The Bill aims to achieve these objectives through a number of reforms, including:
Proposed changes to the criminal law enforcement regime
Information sharing between regulated firms
The proposed amendments are designed to encourage voluntary information sharing between firms, with the idea that this will assist in preventing or detecting economic crime, and in any subsequent investigations.
The Bill proposes that firms in the regulated sector will be able to share customer information with other firms in the regulated sector where a firm has requested customer information and the firm with that information has taken safeguarding action in relation to that customer as a result of economic crime concerns. The proposal is that any such disclosure would not risk civil liability for a breach of customer confidentiality provided that the disclosure of information would assist the firm receiving the information with customer due diligence / identity verification or deciding whether to take safeguarding action. However, data protection restrictions on the information would continue to apply.
Expanding the SFO’s powers
Currently, the SFO can only use its information gathering powers before a formal investigation has been opened in cases of international bribery. It cannot, for example, require information be provided in fraud-related investigations without opening a formal investigation. The Bill proposes to expand these powers to allow the SFO to seek information in all cases, without opening a formal investigation. This could significantly increase the number of information requests made by the SFO – and potentially the number of investigations then opened.
Currently, the National Crime Agency (NCA) is only able to make use of Information Orders on firms once the firm has submitted a suspicious activity report (SAR). The Bill will allow the NCA to make an Information Order before a SAR has been submitted, enabling proactive intelligence gathering – and likely sharing – by the NCA.
Additional reforms are also proposed designed to give enforcement agencies more expansive powers to seize cryptoassets where there is a suspicion that these may be the proceeds of crime.

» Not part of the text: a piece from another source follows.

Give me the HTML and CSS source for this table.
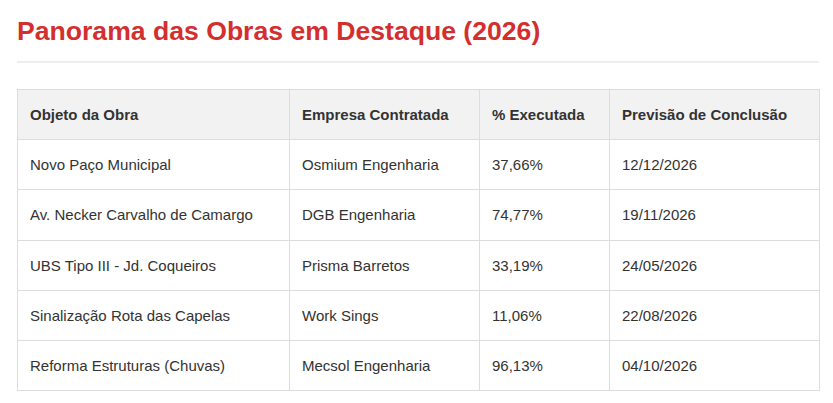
FILE: index.html
```html
<!DOCTYPE html>
<html lang="pt-BR">
<head>
<meta charset="utf-8">
<title>Panorama das Obras em Destaque (2026)</title>
<link rel="stylesheet" href="styles.css">
</head>
<body>
<main class="page">
  <h1 class="title">Panorama das Obras em Destaque (2026)</h1>
  <table class="obras">
    <colgroup>
      <col class="c1"><col class="c2"><col class="c3"><col class="c4">
    </colgroup>
    <thead>
      <tr><th>Objeto da Obra</th><th>Empresa Contratada</th><th>% Executada</th><th>Previsão de Conclusão</th></tr>
    </thead>
    <tbody>
      <tr><td>Novo Paço Municipal</td><td>Osmium Engenharia</td><td>37,66%</td><td>12/12/2026</td></tr>
      <tr><td>Av. Necker Carvalho de Camargo</td><td>DGB Engenharia</td><td>74,77%</td><td>19/11/2026</td></tr>
      <tr><td>UBS Tipo III - Jd. Coqueiros</td><td>Prisma Barretos</td><td>33,19%</td><td>24/05/2026</td></tr>
      <tr><td>Sinalização Rota das Capelas</td><td>Work Sings</td><td>11,06%</td><td>22/08/2026</td></tr>
      <tr><td>Reforma Estruturas (Chuvas)</td><td>Mecsol Engenharia</td><td>96,13%</td><td>04/10/2026</td></tr>
    </tbody>
  </table>
</main>
</body>
</html>
```
FILE: styles.css
```css
html, body { margin: 0; padding: 0; background: #fff; }
body { font-family: "Liberation Sans", Arial, sans-serif; color: #333; }
.page { padding: 15px 14px 0 17px; }
.title {
  margin: 0;
  padding: 0 0 14px 0;
  font-size: 26.6px;
  line-height: 32px;
  font-weight: bold;
  color: #d32f2f;
  border-bottom: 2px solid #eee;
}
.obras {
  margin-top: 26px;
  width: 802px;
  border-collapse: collapse;
  table-layout: fixed;
  font-size: 15px;
}
.c1 { width: 272px; }
.c2 { width: 190px; }
.c3 { width: 130px; }
.c4 { width: 210px; }
.obras th, .obras td {
  border: 1px solid #ddd;
  padding: 0 12px;
  height: 49.2px;
  text-align: left;
  vertical-align: middle;
  color: #333;
}
.obras th { background: #f2f2f2; font-weight: bold; }
```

Proposed corporate registration reforms:
Companies House has been criticised as a ‘gateway’ for economic crime: whilst it is a comprehensive database it lacks a number of checks which may go some way to preventing abuse by criminals. The proposed reforms would expand the powers of Companies House to query and reject filings, introduce additional verification processes and require additional information / filings. Whilst this will likely create an additional administrative burden on companies, when coupled with the proposals outlined above, it is expected that Companies House will work with law enforcement bodies through increased sharing of information in order to assist in the effort to reduce economic crime.
The Committee Stage was brought to a close on Tuesday 29 November. The date of the next stage, the Report Stage, is yet to be announced, as there is no set period between the end of Committee Stage and the start of the Report Stage. The Report Stage is usually followed immediately by debate on the Bill’s third reading. Subject to Parliamentary approval, Companies House has indicated that it expects the Bill to receive Royal Assent in Spring of 2023.
Whilst, if enacted, the Bill would strengthen the UK’s economic crime protections there are concerns that further financial support is needed for regulators in order to fund these reforms.